> Task requirements:
Write every line out verbatim and omit the pictures.

** start of Data excerpt **

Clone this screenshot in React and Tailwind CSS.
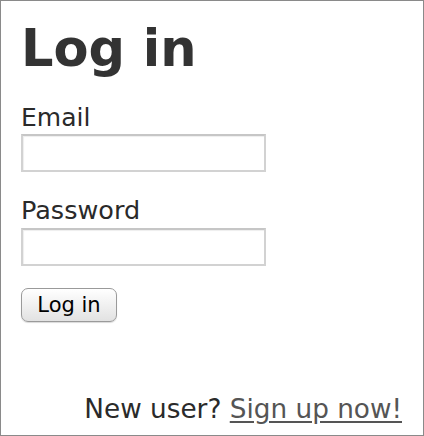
export default function App() {
  const font = { fontFamily: '"DejaVu Sans", Verdana, sans-serif' };
  return (
    <div className="w-[424px] h-[436px] bg-white border border-[#8a8a8a] flex flex-col text-[#333333]" style={font}>
      <div className="pl-[20px] pt-[22px] flex flex-col items-start">
        <h1 className="text-[51px] font-bold leading-[51px] text-[#333333]">Log in</h1>
        <label className="mt-[31px] text-[25px] leading-[25px] text-[#2a2a2a]">Email</label>
        <input className="mt-[4px] w-[245px] h-[38px] border-2 border-[#d2d2d2] border-t-[#c6c6c6] bg-white shadow-[inset_1px_1px_1px_rgba(0,0,0,0.07)] outline-none" />
        <label className="mt-[26px] text-[25.5px] leading-[25px] text-[#2a2a2a]">Password</label>
        <input type="password" className="mt-[5px] w-[245px] h-[38px] border-2 border-[#d2d2d2] border-t-[#c6c6c6] bg-white shadow-[inset_1px_1px_1px_rgba(0,0,0,0.07)] outline-none" />
        <button className="mt-[22px] w-[96px] h-[34px] rounded-[7px] border border-[#9a9a9a] bg-gradient-to-b from-white to-[#e2e2e2] text-[21px] leading-none text-black shadow-[0_1px_1px_rgba(0,0,0,0.15)]">
          Log in
        </button>
      </div>
      <div className="mt-auto pr-[21px] pb-[11px] text-right text-[26.3px] leading-[30px] text-[#2a2a2a]">
        New user? <a href="#" className="text-[#555555] underline underline-offset-[3px]">Sign up now!</a>
      </div>
    </div>
  );
}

** end of Data excerpt **

> Expected answer:
Clone this screenshot in React and Tailwind CSS.
export default function App() {
  const font = { fontFamily: '"DejaVu Sans", Verdana, sans-serif' };
  return (
    <div className="w-[424px] h-[436px] bg-white border border-[#8a8a8a] flex flex-col text-[#333333]" style={font}>
      <div className="pl-[20px] pt-[22px] flex flex-col items-start">
        <h1 className="text-[51px] font-bold leading-[51px] text-[#333333]">Log in</h1>
        <label className="mt-[31px] text-[25px] leading-[25px] text-[#2a2a2a]">Email</label>
        <input className="mt-[4px] w-[245px] h-[38px] border-2 border-[#d2d2d2] border-t-[#c6c6c6] bg-white shadow-[inset_1px_1px_1px_rgba(0,0,0,0.07)] outline-none" />
        <label className="mt-[26px] text-[25.5px] leading-[25px] text-[#2a2a2a]">Password</label>
        <input type="password" className="mt-[5px] w-[245px] h-[38px] border-2 border-[#d2d2d2] border-t-[#c6c6c6] bg-white shadow-[inset_1px_1px_1px_rgba(0,0,0,0.07)] outline-none" />
        <button className="mt-[22px] w-[96px] h-[34px] rounded-[7px] border border-[#9a9a9a] bg-gradient-to-b from-white to-[#e2e2e2] text-[21px] leading-none text-black shadow-[0_1px_1px_rgba(0,0,0,0.15)]">
          Log in
        </button>
      </div>
      <div className="mt-auto pr-[21px] pb-[11px] text-right text-[26.3px] leading-[30px] text-[#2a2a2a]">
        New user? <a href="#" className="text-[#555555] underline underline-offset-[3px]">Sign up now!</a>
      </div>
    </div>
  );
}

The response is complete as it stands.